Quel est l’objectif de la DNCG ?
L’objectif de la DNCG est d’assurer la longévité et la durabilité des associations et sociétés sportives. L’idée de cette structure étatique est de “favoriser le respect de l’équité sportive et de contribuer à la régulation économique des compétitions. »
Initialement, cette DNCG avait pour dessein de vérifier la sincérité des comptes de chaque club professionnel. Concernant le contrôle de la gestion des clubs amateurs, la DNCG qui aux prémices de sa création se voyait confier cette mission de contrôle seulement vis-à-vis des clubs professionnels, a vu sa mission être étendue aux clubs amateurs. Le Conseil d’État a, en effet relevé que la loi instituant cette DNCG n’interdit aucunement d’organiser le contrôle de la gestion des clubs amateurs.
L’objectif principal découlant de l’article susmentionné est donc d’empêcher les clubs de s’inscrire à des compétitions pour lesquelles ils ne bénéficient pas de moyens financiers requis et d’éviter ainsi que la disparition de l’un d’entre eux durant le championnat pour les raisons susmentionnées, affecte le déroulement loyal et régulier des épreuves. Pour reprendre, les termes de l’avocat à la Cour, spécialiste en droit du sport, Thierry Granturco, l’objectif initial était de s’assurer qu’un club qui s’engage dans le championnat n’implose pas en plein vol, c’est-à-dire que le club qui commence le championnat soit capable financièrement de le terminer.
De ce fait, la DNCG sanctionne les clubs ne répondant pas aux exigences financières, juridiques imposées par le règlement fédéral. Ces décisions sont contresignées par le comité exécutif de la « trois F » selon l’expression de certains spécialistes, ce qui remet en cause d’une certaine manière son indépendance. Ce comité exécutif peut tout à fait outrepasser la décision de la DNCG comme l’illustre parfaitement l’exemple du Mans en 2011/ 2012 où la FFF contre la décision rendue par la DNCG avait décidé de maintenir le Mans en Ligue 2.

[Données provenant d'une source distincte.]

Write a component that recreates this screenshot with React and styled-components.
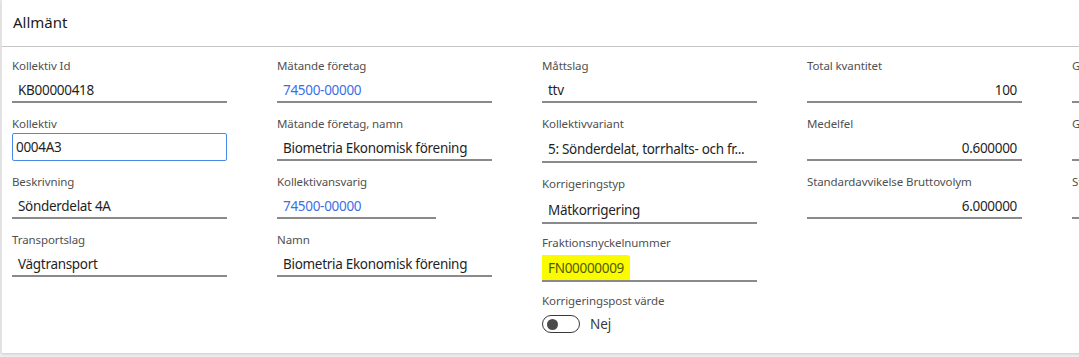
import React from 'react';
import styled, { createGlobalStyle } from 'styled-components';

const GlobalStyle = createGlobalStyle`
  html, body {
    margin: 0;
    padding: 0;
    background: #f0f0f0;
  }
  body {
    font-family: "Noto Sans", "Open Sans", sans-serif;
  }
  #root {
    width: 1079px;
    height: 357px;
    overflow: hidden;
  }
`;

const App = () => (
    <>
        <GlobalStyle />
        <Card>
            <Header>Allmänt</Header>
            <Body>
                <Column>
                    <Field>
                        <Label>Kollektiv Id</Label>
                        <Value>KB00000418</Value>
                    </Field>
                    <Field>
                        <Label>Kollektiv</Label>
                        <Input readOnly value="0004A3" />
                    </Field>
                    <Field>
                        <Label>Beskrivning</Label>
                        <Value>Sönderdelat 4A</Value>
                    </Field>
                    <Field>
                        <Label>Transportslag</Label>
                        <Value>Vägtransport</Value>
                    </Field>
                </Column>

                <Column>
                    <Field>
                        <Label>Mätande företag</Label>
                        <Value $link>74500-00000</Value>
                    </Field>
                    <Field>
                        <Label>Mätande företag, namn</Label>
                        <Value>Biometria Ekonomisk förening</Value>
                    </Field>
                    <Field>
                        <Label>Kollektivansvarig</Label>
                        <Value $link $width={159}>74500-00000</Value>
                    </Field>
                    <Field>
                        <Label>Namn</Label>
                        <Value>Biometria Ekonomisk förening</Value>
                    </Field>
                </Column>

                <Column>
                    <Field>
                        <Label>Måttslag</Label>
                        <Value>ttv</Value>
                    </Field>
                    <Field $gap={12}>
                        <Label>Kollektivvariant</Label>
                        <Value $height={27}>5: Sönderdelat, torrhalts- och fr...</Value>
                    </Field>
                    <Field $gap={10}>
                        <Label>Korrigeringstyp</Label>
                        <Value $height={28}>Mätkorrigering</Value>
                    </Field>
                    <Field $gap={10}>
                        <Label>Fraktionsnyckelnummer</Label>
                        <Value $height={27}>
                            <Marker>FN00000009</Marker>
                        </Value>
                    </Field>
                    <Field>
                        <Label>Korrigeringspost värde</Label>
                        <ToggleRow>
                            <Toggle>
                                <Knob />
                            </Toggle>
                            <ToggleText>Nej</ToggleText>
                        </ToggleRow>
                    </Field>
                </Column>

                <Column>
                    <Field>
                        <Label>Total kvantitet</Label>
                        <Value $align="right">100</Value>
                    </Field>
                    <Field>
                        <Label>Medelfel</Label>
                        <Value $align="right">0.600000</Value>
                    </Field>
                    <Field>
                        <Label>Standardavvikelse Bruttovolym</Label>
                        <Value $align="right">6.000000</Value>
                    </Field>
                </Column>

                <Column>
                    <Field>
                        <Label>Grotvolym</Label>
                        <Value $align="right"></Value>
                    </Field>
                    <Field>
                        <Label>Gallringsandel</Label>
                        <Value $align="right"></Value>
                    </Field>
                    <Field>
                        <Label>Stamvolym</Label>
                        <Value $align="right"></Value>
                    </Field>
                </Column>
            </Body>
        </Card>
    </>
);

const Card = styled.section`
    box-sizing: border-box;
    width: 1200px;
    height: 353px;
    margin-left: 1px;
    background: #ffffff;
    border-left: 1px solid #e3e3e3;
    box-shadow: 0 1px 3px rgba(0, 0, 0, 0.16);
`;

const Header = styled.div`
    box-sizing: border-box;
    height: 47px;
    padding-left: 11px;
    padding-bottom: 2px;
    display: flex;
    align-items: center;
    font-size: 15px;
    color: #1b1a19;
    border-bottom: 1px solid #c8c6c4;
`;

const Body = styled.div`
    display: flex;
    flex-direction: row;
    gap: 50px;
    padding: 10px 0 0 10px;
`;

const Column = styled.div`
    width: 215px;
    flex-shrink: 0;
    display: flex;
    flex-direction: column;
`;

const Field = styled.div`
    display: flex;
    flex-direction: column;
    margin-bottom: ${p => p.$gap ?? 12}px;
`;

const Label = styled.div`
    height: 17px;
    line-height: 17px;
    font-size: 11.5px;
    letter-spacing: -0.1px;
    color: #505050;
    white-space: nowrap;
`;

const Value = styled.div`
    box-sizing: border-box;
    width: ${p => p.$width ?? 215}px;
    height: ${p => p.$height ?? 25}px;
    line-height: ${p => p.$height ?? 25}px;
    margin-top: 4px;
    padding: 0 5px 0 6px;
    border-bottom: 2px solid #8a8a8a;
    font-size: 13.5px;
    letter-spacing: -0.3px;
    color: ${p => p.$link ? '#3b6fe8' : '#1f1f1f'};
    text-align: ${p => p.$align ?? 'left'};
    white-space: nowrap;
    overflow: hidden;
`;

const Input = styled.input`
    box-sizing: border-box;
    width: 215px;
    height: 28px;
    margin: 1px 0 0;
    padding: 0 3px;
    border: 1px solid #4a8ae6;
    border-radius: 2px;
    font-family: inherit;
    font-size: 13.5px;
    letter-spacing: -0.3px;
    color: #1f1f1f;
    outline: none;
`;

const Marker = styled.span`
    display: inline-block;
    margin-left: -11px;
    padding: 0 6px 0 11px;
    height: 26px;
    line-height: 26px;
    background: #fbfb00;
    border-radius: 3px;
    color: #4f5c00;
    vertical-align: top;
`;

const ToggleRow = styled.div`
    display: flex;
    flex-direction: row;
    align-items: center;
    gap: 10px;
    margin-top: 6px;
    height: 18px;
`;

const Toggle = styled.div`
    box-sizing: border-box;
    width: 38px;
    height: 18px;
    border: 1px solid #3a3a3a;
    border-radius: 9px;
    display: flex;
    align-items: center;
    padding-left: 4px;
`;

const Knob = styled.div`
    width: 11px;
    height: 11px;
    border-radius: 50%;
    background: #4a4a4a;
`;

const ToggleText = styled.span`
    font-size: 13.5px;
    color: #3a3a3a;
`;

export default App;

Toutefois, il convient de rappeler que cette DNCG ne possède pas de personnalité morale distincte, elle n’est pas sujet de droit. En effet, le Conseil d’État s’est penché sur la nature des relations entre la DNCG et la Fédération Française de Football. Dans un litige impliquant la société Football Club Sochaux Montbéliard SA et l’association Football Club Sochaux Montbéliard, les juges avaient considéré que la lettre de l’article L 132-2 du Code du Sport attribuant « un pouvoir d’appréciation indépendant » à la DNCG, démontrait la volonté du législateur avait accordé une autonomie structurelle à cette dernière. Par conséquent, les décisions de la DNCG seraient dispensées de la procédure de conciliation de même que du pouvoir de révision de l’entité fédérale. Toutefois, la juridiction suprême de l’ordre administratif français, n’a pas suivi l’avis des juges du fond. Le Conseil d’État a estimé que la DNCG constitue un organe interne de la fédération. Malgré l’octroi par la loi d’un pouvoir d’appréciation indépendant, elle ne lui confère pas pour autant la personnalité morale et de ce fait ses décisions constituent des actes fédéraux soumis à la procédure de conciliation conformément à l’article L 141-1 du Code du sport.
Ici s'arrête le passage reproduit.